Today, one’s first introduction to the school is often via the term ‘Bauhaus style,’ used to describe sleek, geometrical buildings, graphics and products with little ornament. Gropius would later express frustration with the term, adamantly describing the school not as a factory for forging a specific aesthetic, but rather a place of constant reinvention directed at forging a comprehensive, humanistic answer to the challenges of technological alienation; a place where students would grow into radical agents of a new humanity(5). The Bauhaus, Gropius wrote, deliberately concentrated primarily on what has now become a work of paramount urgency: to avert mankind’s enslavement by the machine by giving its products a content of reality and significance, and so saving the home from mechanistic anarchy.

How successful the Bauhaus was in advancing this lofty goal is debatable and well beyond the scope of this text. What does seem more evident is that the school’s innovative pedagogical focus on hands-on interdisciplinary experimentation would have a deep impact on the way creative disciplines are taught until today.

Student exercises made for the Preliminary Course, under Joseph Albers. 2D sheets transformed into 3D forms. Photo by Eric Consemuller
Student exercises made for the Preliminary Course, under Joseph Albers. 2D sheets transformed into 3D forms. Photo by Eric Consemuller

A key concept for the advancement of the Bauhaus’ aims was the school’s conception of ‘a common citizenship of all varieties of creative work(6).’ At the very beginning of the Bauhaus manifesto, Gropius describes the school’s aim to “reunify all the disciplines of practical art… as inseparable components of a new architecture.” This idea is a continuation of the work of the school’s predecessors in the German Werkbund and the British Arts and Crafts Movement, who lay the foundations for eliminating the borders defining creative disciplines, and reevaluating crafts workers’ relationship to modern modes of industry and commerce.

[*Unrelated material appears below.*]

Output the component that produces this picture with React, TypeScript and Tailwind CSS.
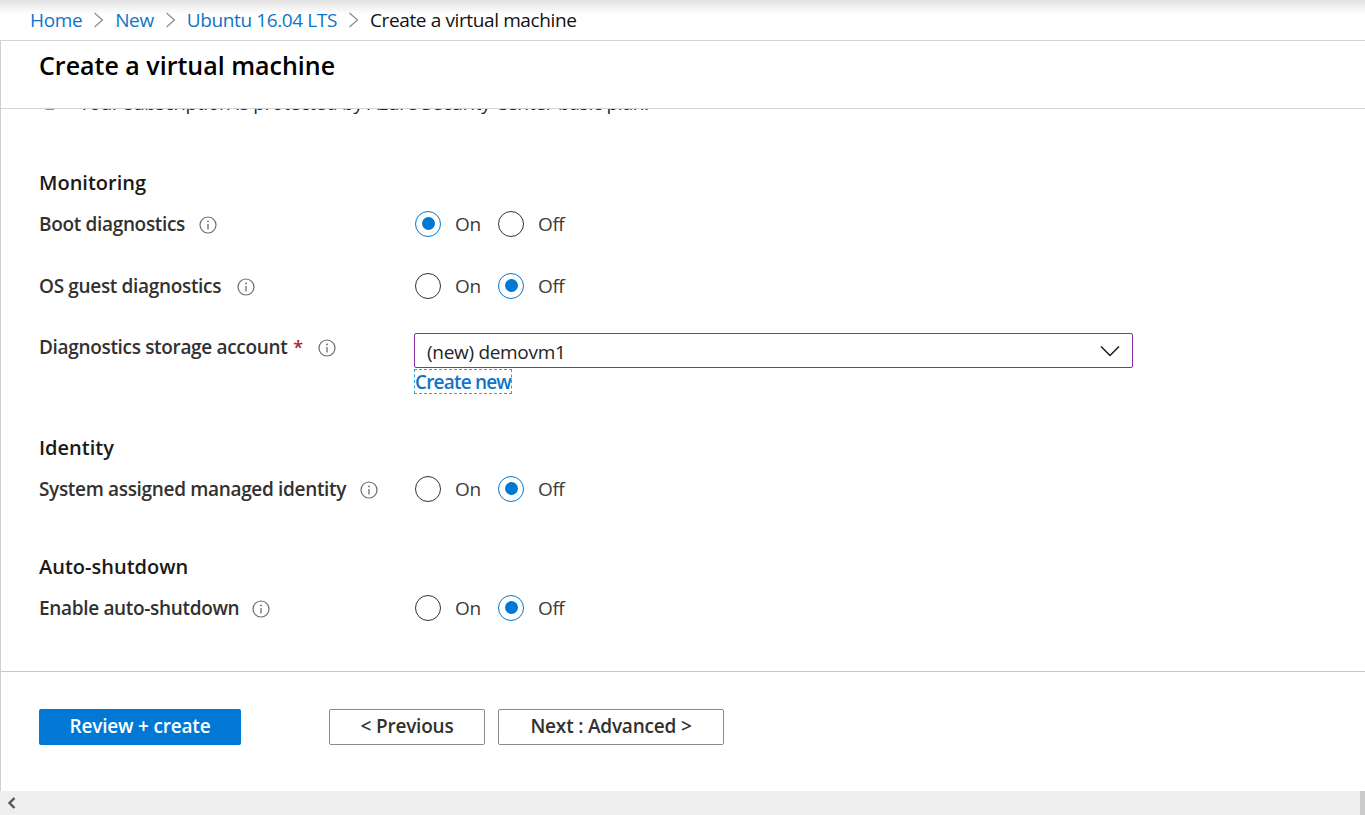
import React from 'react';

const font = "font-['Open_Sans',sans-serif]";

const Chevron = () => (
  <svg width="13" height="18" viewBox="0 0 13 18" fill="none" className="mx-[10px] shrink-0">
    <path d="M2.5 2l8 7-8 7" stroke="#8a8a8a" strokeWidth="1.2" />
  </svg>
);

const Info = () => (
  <svg width="18" height="18" viewBox="0 0 18 18" fill="none" className="shrink-0">
    <circle cx="9" cy="9" r="8" stroke="#6b6b6b" strokeWidth="1.2" />
    <path d="M9 8v5.5" stroke="#6b6b6b" strokeWidth="1.3" />
    <circle cx="9" cy="5.4" r="0.9" fill="#6b6b6b" />
  </svg>
);

const Radio = ({ checked, label }: { checked: boolean; label: string }) => (
  <div className="flex items-center">
    <div
      className={`mb-[2px] flex h-[26px] w-[26px] items-center justify-center rounded-full border ${
        checked ? 'border-[#0078d4]' : 'border-[#333333]'
      }`}
    >
      {checked && <div className="h-[13px] w-[13px] rounded-full bg-[#0078d4]" />}
    </div>
    <span className="ml-[14px] text-[19px] tracking-[-0.4px] text-[#3b3b3b]">{label}</span>
  </div>
);

const Toggle = ({ on }: { on: boolean }) => (
  <div className="flex gap-[17px]">
    <div className="w-[66px]">
      <Radio checked={on} label="On" />
    </div>
    <Radio checked={!on} label="Off" />
  </div>
);

const Row = ({ label, infoGap, on }: { label: string; infoGap: string; on: boolean }) => (
  <div className="flex h-[27px] items-center">
    <div className="flex w-[376px] items-center">
      <span className={`text-[19px] font-semibold tracking-[-0.33px] text-[#323130] ${infoGap}`}>{label}</span>
      <Info />
    </div>
    <Toggle on={on} />
  </div>
);

const Heading = ({ children }: { children: string }) => (
  <h2 className="text-[20px] leading-[26px] font-semibold text-[#1a1a1a]">{children}</h2>
);

export default function App() {
  return (
    <div className={`flex h-[815px] w-[1365px] flex-col overflow-hidden bg-white ${font}`}>
      {/* breadcrumb */}
      <div className="flex h-[41px] shrink-0 items-center border-b border-[#d4d4d4] bg-gradient-to-b from-[#e2e2e2] via-white via-35% to-white pl-[30px] text-[19px] tracking-[-0.38px]">
        <a className="text-[#0f74c8]">Home</a>
        <Chevron />
        <a className="text-[#0f74c8]">New</a>
        <Chevron />
        <a className="text-[#0f74c8]">Ubuntu 16.04 LTS</a>
        <Chevron />
        <span className="text-[#111111]">Create a virtual machine</span>
      </div>

      <div className="flex min-h-0 flex-1 flex-col border-l border-[#cfcfcf]">
        {/* blade title */}
        <div className="flex h-[68px] shrink-0 items-start border-b border-[#d4d4d4] pt-[6px] pl-[38px]">
          <h1 className="text-[25px] leading-[36px] font-semibold text-black">Create a virtual machine</h1>
        </div>

        {/* scrolled content, top row is cut by the title */}
        <div className="h-[563px] shrink-0 overflow-hidden border-b border-[#c8c8c8] pl-[38px]">
          <div className="-mt-[18px] flex h-[24px] items-center">
            <div className="ml-[6px] h-[14px] w-[10px] rounded-b-[2px] bg-[#6bb700]" />
            <span className="ml-[24px] text-[19px] tracking-[-0.25px] whitespace-nowrap text-[#252525]">
              Your subscription is protected by Azure Security Center basic plan.
            </span>
          </div>

          <div className="mt-[55px]">
            <Heading>Monitoring</Heading>
          </div>
          <div className="mt-[15px]">
            <Row label="Boot diagnostics" infoGap="mr-[14px]" on />
          </div>
          <div className="mt-[35px]">
            <Row label="OS guest diagnostics" infoGap="mr-[16px]" on={false} />
          </div>
          <div className="mt-[33px] flex">
            <div className="flex h-[27px] w-[375px] items-center pt-[2px]">
              <span className="text-[19px] font-semibold tracking-[-0.33px] text-[#323130]">Diagnostics storage account</span>
              <span className="ml-[6px] text-[18px] font-semibold text-[#a4262c]">*</span>
              <span className="ml-[15px]">
                <Info />
              </span>
            </div>
            <div className="w-[719px]">
              <div className="flex h-[35px] items-center justify-between rounded-[2px] border border-[#8a2da5] pr-[12px] pl-[12px]">
                <span className="pt-[3px] text-[19px] tracking-[-0.3px] text-[#252525]">(new) demovm1</span>
                <svg width="20" height="12" viewBox="0 0 20 12" fill="none">
                  <path d="M1 1.5l9 9 9-9" stroke="#1a1a1a" strokeWidth="1.5" />
                </svg>
              </div>
              <a className="mt-[1px] flex h-[25px] w-[98px] items-center justify-center border border-dashed border-[#2aa8dc] pt-[2px] text-[19px] font-semibold tracking-[-0.8px] whitespace-nowrap text-[#0f74c8]">
                Create new
              </a>
            </div>
          </div>

          <div className="mt-[41px]">
            <Heading>Identity</Heading>
          </div>
          <div className="mt-[15px]">
            <Row label="System assigned managed identity" infoGap="mr-[14px]" on={false} />
          </div>

          <div className="mt-[51px]">
            <Heading>Auto-shutdown</Heading>
          </div>
          <div className="mt-[15px]">
            <Row label="Enable auto-shutdown" infoGap="mr-[13px]" on={false} />
          </div>
        </div>

        {/* footer */}
        <div className="flex flex-1 items-start pt-[37px] pl-[38px]">
          <button className="h-[36px] w-[202px] rounded-[2px] bg-[#0078d4] pb-[2px] text-[19px] font-semibold tracking-[-0.2px] text-white">
            Review + create
          </button>
          <button className="ml-[88px] h-[36px] w-[156px] rounded-[2px] border border-[#8a8a8a] bg-white pb-[2px] text-[19px] font-semibold tracking-[-0.2px] text-[#323130]">
            &lt; Previous
          </button>
          <button className="ml-[13px] h-[36px] w-[226px] rounded-[2px] border border-[#8a8a8a] bg-white pb-[2px] text-[19px] font-semibold tracking-[-0.2px] text-[#323130]">
            Next : Advanced &gt;
          </button>
        </div>
      </div>

      {/* horizontal scrollbar */}
      <div className="flex h-[24px] shrink-0 items-center justify-between bg-[#eeeeee]">
        <svg width="12" height="14" viewBox="0 0 12 14" fill="none" className="ml-[6px]">
          <path d="M8.5 2L3.5 7l5 5" stroke="#555555" strokeWidth="2.4" />
        </svg>
        <div className="h-full w-[5px] bg-[#cbcbcb]" />
      </div>
    </div>
  );
}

This aim of ‘reunification’ was famously implemented in the school’s vorkurs, or preliminary course – a two-term obligatory class for all new students, which endured through the school’s various permutations and came to be a defining feature of its legacy. The class positioned what today we might call playfulness as a foundational tool for students’ creative development. In the words of Laszlo Moholy-Nagy, the Bauhaus teacher who led the school through its most overtly ‘tech-oriented’ phase, the objective of the vorkurs was “spontaneity and inventiveness, to show the student the way to a universal outlook, to make him conscious of his creative power. The method is to keep in the work of the grown-up the sincerity of emotion, the truth of observation, the fantasy and the creativeness of the child(7).”

The Bauhaus visualization of its study framework: Students progress inwards from the Preliminary (or, Basic) Course.
Students progress inwards from the basic Vorkurs

The fact that today, most graduates of creative academies are likely to view such notions as quaint may attest to the impact of the vorkurs approach. Contemporary ‘foundational classes,’ a staple of art and design schools worldwide, are directly modeled after the vorkurs. Academies that stick to older models of strict discipline separation are often regarded as outmoded.

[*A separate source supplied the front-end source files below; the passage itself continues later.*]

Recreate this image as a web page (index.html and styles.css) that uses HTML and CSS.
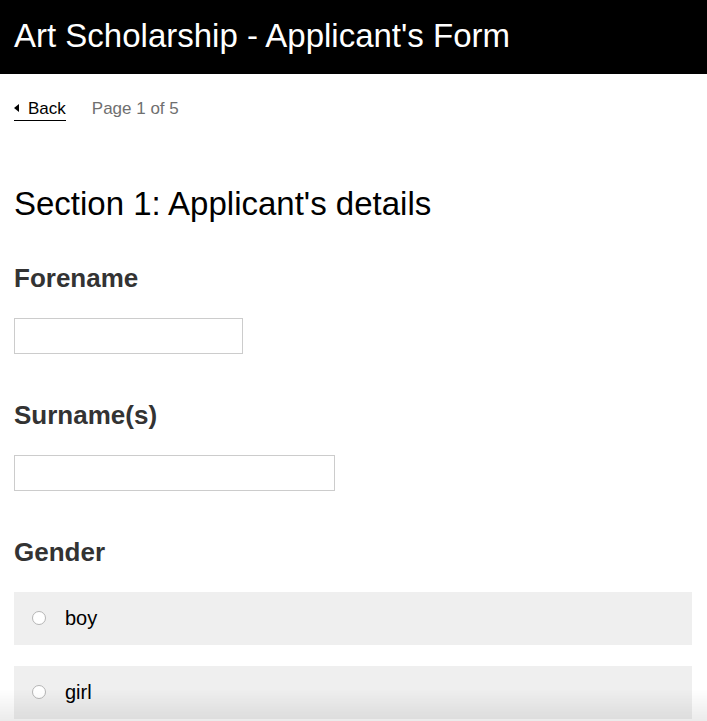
FILE: index.html
```html
<!DOCTYPE html>
<html lang="en">
<head>
  <meta charset="UTF-8">
  <title>Art Scholarship - Applicant's Form</title>
  <link rel="stylesheet" href="styles.css">
</head>
<body>
  <header class="topbar">
    <h1>Art Scholarship - Applicant's Form</h1>
  </header>

  <div class="page">
    <div class="pager">
      <a href="#" class="back"><span class="caret"></span>Back</a>
      <span class="count">Page 1 of 5</span>
    </div>

    <h2 class="section-title">Section 1: Applicant's details</h2>

    <div class="field">
      <label for="forename">Forename</label>
      <input type="text" id="forename" class="short">
    </div>

    <div class="field">
      <label for="surname">Surname(s)</label>
      <input type="text" id="surname" class="medium">
    </div>

    <div class="field">
      <label>Gender</label>
      <div class="option"><span class="radio"></span>boy</div>
      <div class="option"><span class="radio"></span>girl</div>
    </div>
  </div>

  <div class="bottom-shade"></div>
</body>
</html>
```

FILE: styles.css
```css
body {
  font-family: "Liberation Sans", Arial, sans-serif;
  margin: 0;
  background: #fff;
  color: #000;
}

.topbar {
  background: #000;
  height: 74px;
  display: flex;
  align-items: center;
  padding: 0 14px;
}

.topbar h1 {
  margin: 0;
  color: #fff;
  font-size: 33px;
  font-weight: normal;
  padding-bottom: 3px;
}

.page {
  padding: 0 15px 0 14px;
}

.pager {
  display: flex;
  align-items: center;
  gap: 26px;
  margin-top: 25px;
  font-size: 17px;
}

.back {
  color: #000;
  text-decoration: none;
  border-bottom: 1px solid #000;
  padding-bottom: 1px;
  display: flex;
  align-items: center;
}

.caret {
  width: 0;
  height: 0;
  border-top: 4px solid transparent;
  border-bottom: 4px solid transparent;
  border-right: 5px solid #000;
  margin-right: 9px;
  margin-top: -2px;
}

.count {
  color: #6f6f6f;
  padding-bottom: 2px;
}

.section-title {
  font-size: 33px;
  font-weight: normal;
  margin: 64px 0 0;
}

.field {
  margin-top: 40px;
}

.field + .field {
  margin-top: 46px;
}

.field label {
  display: block;
  font-size: 26px;
  font-weight: bold;
  color: #333;
  margin-bottom: 24px;
}

.field input {
  display: block;
  height: 36px;
  box-sizing: border-box;
  border: 1px solid #ccc;
  margin: 0;
  padding: 0 8px;
  font-size: 18px;
}

.short { width: 229px; }
.medium { width: 321px; }

.option {
  background: #efefef;
  height: 53px;
  display: flex;
  align-items: center;
  padding-left: 18px;
  font-size: 20px;
  margin-bottom: 21px;
}

.radio {
  width: 12px;
  height: 12px;
  border-radius: 50%;
  border: 1px solid #b5b5b5;
  background: #fff;
  margin-right: 19px;
  margin-top: -2px;
}

.bottom-shade {
  position: fixed;
  left: 0;
  right: 0;
  bottom: 0;
  height: 32px;
  background: linear-gradient(rgba(0, 0, 0, 0), rgba(0, 0, 0, 0.08));
  pointer-events: none;
}
```
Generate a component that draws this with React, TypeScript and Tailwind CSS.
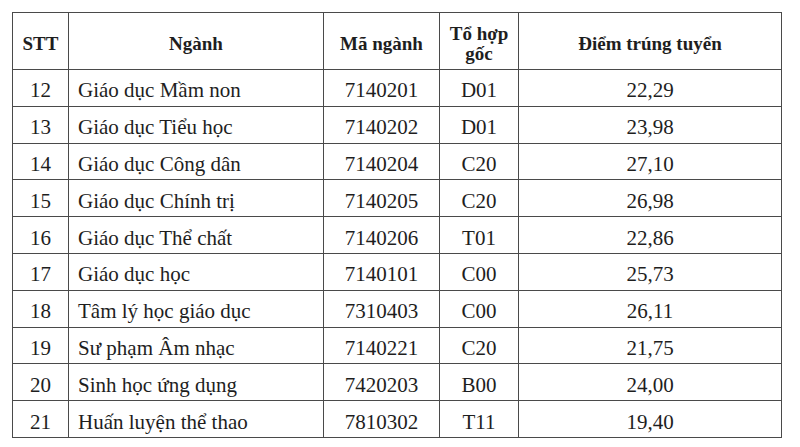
import React from 'react';

interface Row {
  stt: number;
  nganh: string;
  ma: string;
  toHop: string;
  diem: string;
}

const rows: Row[] = [
  { stt: 12, nganh: 'Giáo dục Mầm non', ma: '7140201', toHop: 'D01', diem: '22,29' },
  { stt: 13, nganh: 'Giáo dục Tiểu học', ma: '7140202', toHop: 'D01', diem: '23,98' },
  { stt: 14, nganh: 'Giáo dục Công dân', ma: '7140204', toHop: 'C20', diem: '27,10' },
  { stt: 15, nganh: 'Giáo dục Chính trị', ma: '7140205', toHop: 'C20', diem: '26,98' },
  { stt: 16, nganh: 'Giáo dục Thể chất', ma: '7140206', toHop: 'T01', diem: '22,86' },
  { stt: 17, nganh: 'Giáo dục học', ma: '7140101', toHop: 'C00', diem: '25,73' },
  { stt: 18, nganh: 'Tâm lý học giáo dục', ma: '7310403', toHop: 'C00', diem: '26,11' },
  { stt: 19, nganh: 'Sư phạm Âm nhạc', ma: '7140221', toHop: 'C20', diem: '21,75' },
  { stt: 20, nganh: 'Sinh học ứng dụng', ma: '7420203', toHop: 'B00', diem: '24,00' },
  { stt: 21, nganh: 'Huấn luyện thể thao', ma: '7810302', toHop: 'T11', diem: '19,40' },
];

const App: React.FC = () => {
  const th = 'border border-[#4a4a4a] font-bold text-[19px] leading-[20px] text-center align-middle pt-[5px] p-0';
  const td = 'border border-[#4a4a4a] text-[21px] leading-[24px] text-center align-middle pt-[5px] p-0';

  return (
    <div className="w-[800px] h-[447px] bg-white pt-[12px] pl-[12px] text-[#1e1e1e] font-['Liberation_Serif','Times_New_Roman',serif]">
      <table className="border-collapse w-[769px] table-fixed">
        <colgroup>
          <col className="w-[56px]" />
          <col className="w-[255px]" />
          <col className="w-[116px]" />
          <col className="w-[79px]" />
          <col className="w-[263px]" />
        </colgroup>
        <thead>
          <tr className="h-[57px]">
            <th className={th}>STT</th>
            <th className={th}>Ngành</th>
            <th className={th}>Mã ngành</th>
            <th className={th}>
              Tổ hợp
              <br />
              gốc
            </th>
            <th className={th}>Điểm trúng tuyển</th>
          </tr>
        </thead>
        <tbody>
          {rows.map((r) => (
            <tr key={r.stt} className="h-[36.8px]">
              <td className={td}>{r.stt}</td>
              <td className={`${td} !text-left !pl-[9px]`}>{r.nganh}</td>
              <td className={td}>{r.ma}</td>
              <td className={td}>{r.toHop}</td>
              <td className={td}>{r.diem}</td>
            </tr>
          ))}
        </tbody>
      </table>
    </div>
  );
};

export default App;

But as the cannonification of a ‘Bauhaus style’ suggests, replication of form can lead to confusion over when it is motivated by a wish to do just that – replicate form – and not by a wish to truly engage with the underlying principles which led to that form.

Beyond Specialization

The rising importance of digital literacy is not going unnoticed by educational policymakers and parents, who are overseeing the prioritization of programming skills in classrooms. This tendency, aimed at improving students’ ability to fit into developing job markets, fits well into the fashionable discourse of ‘creative problem-solving’ pedagogies.

But the humanistic ring of ‘creativity’ may be misleading. As Claire Bishop points out in her book Artificial Hells – Participatory Art and the Politics of Spectatorship (8), current tendencies in participatory creative education are often motivated by an acceptance of an increasingly atomized society in which even minimal social safety nets are done away with, and each citizen must ‘problem solve’ for themselves.

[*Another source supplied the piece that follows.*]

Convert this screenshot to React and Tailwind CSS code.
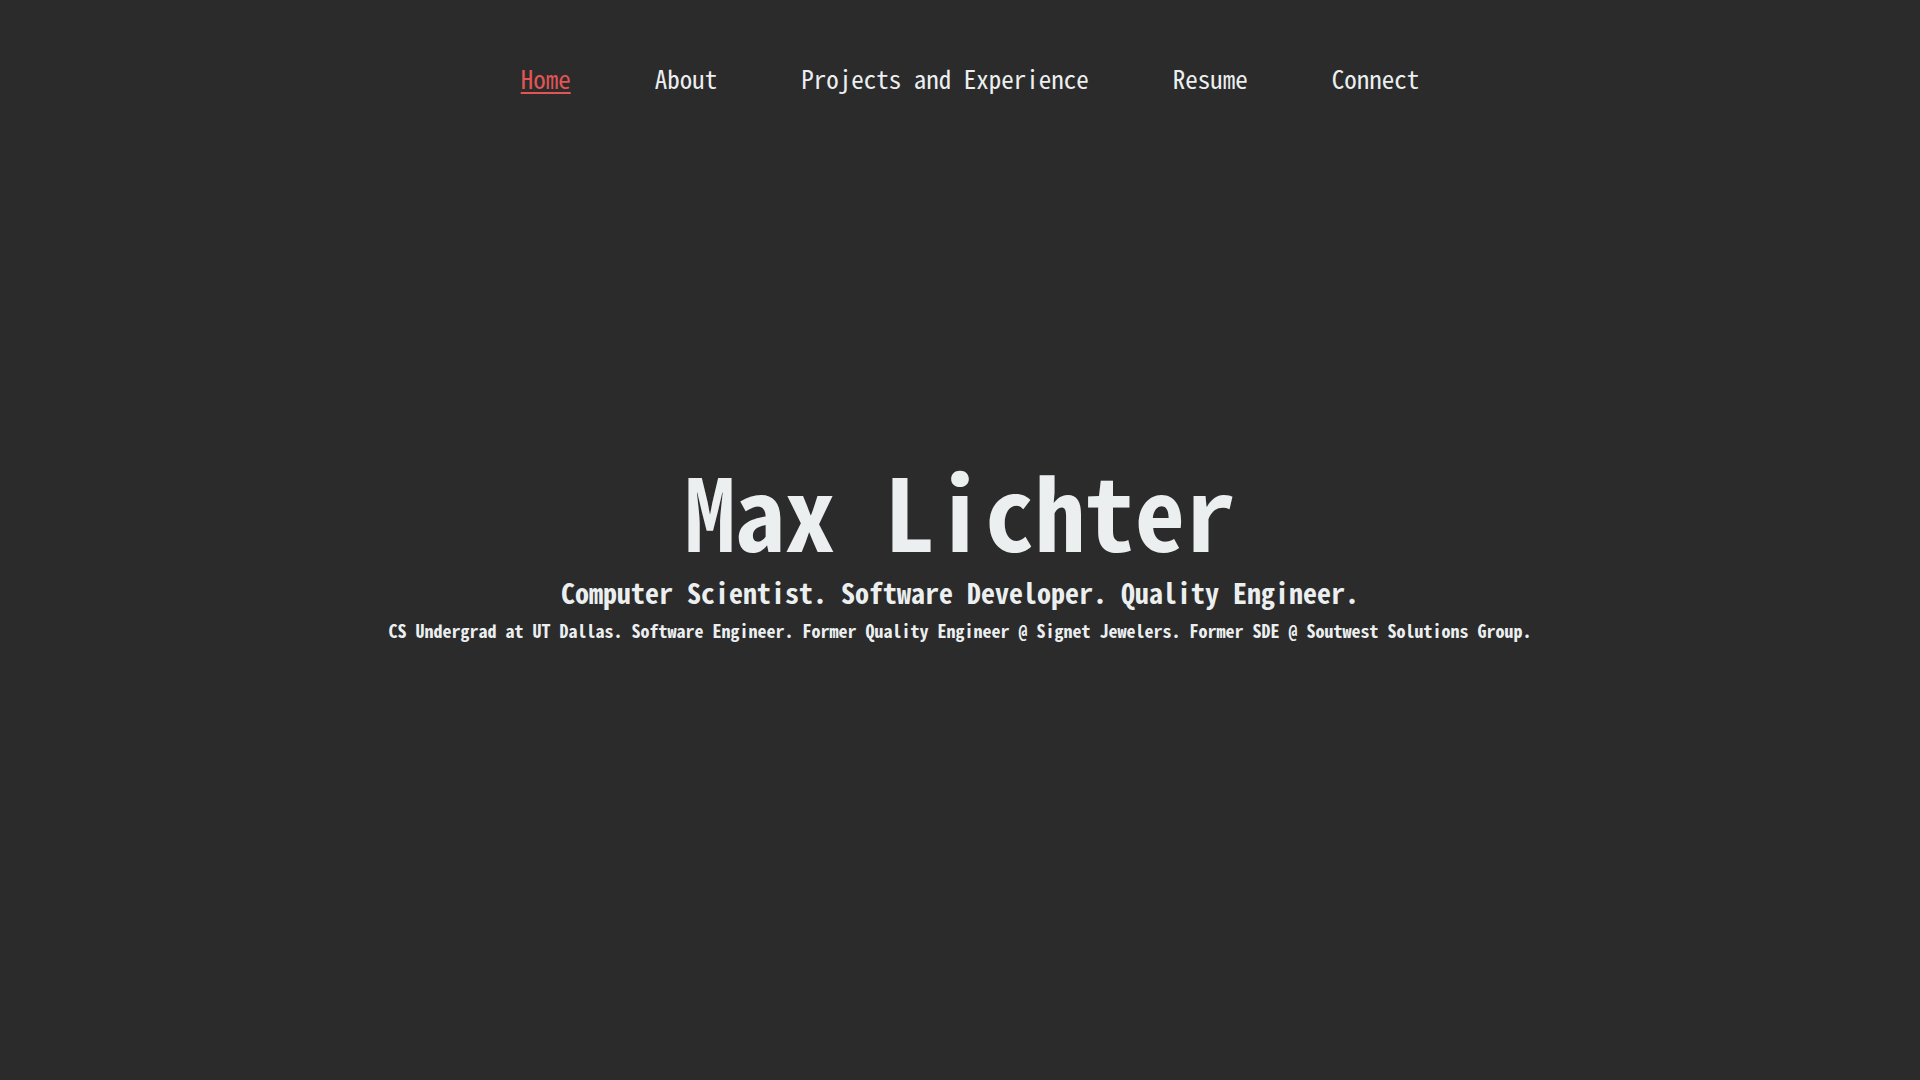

Echoing Flaubert’s qualms about the ability of professional portrait painters to paint good paintings, I would suggest that a wider range of responses to questions surrounding tech is unlikely to be driven by simply training more specialists. Rather, it will be propelled by generating more nuanced conversations among people who are immersed in other fields.

And it is here we return to the heart of Moholy-Nagy’s writing about the vorkurs, where he presents the holistic view on creative education that informed the Bauhau’s Dessau phase. He highlights the losses assumed by a society that prioritizes specialization above all else and thus neglects wider connections to ones surroundings and oneself.

“In the frenzied march of the industrial revolution, the industrialists set up specialized schools to produce quickly the badly-needed specialists. These schools favored the development of men’s powers only in very few instances, and offered no opportunity to penetrate to the essential kernel of things and the individual himself. But- to tell the truth – no one concerned himself with this because no one could foresee its destructive results. Today neither education nor production springs from an inner urge, nor from an urge to make products which satisfy the requirements of one’s self and those of society in a mutually complementary way.”

Specialists under the current system, he writes, are “like members of a powerful secret society – obscure the road to all sided individual experiences,the possibility for which exists in [a person’s] normal functions, and the need for which arises from the center of [their] being… the ‘market demand’ is the guide.”

Coding Kandinsky

With that in mind, let us return to the point made earlier that even a small amount of positive, actual experience is likely to raise the chances of further engagement with any topic – and also the ability to constructively converse with those who regularly do.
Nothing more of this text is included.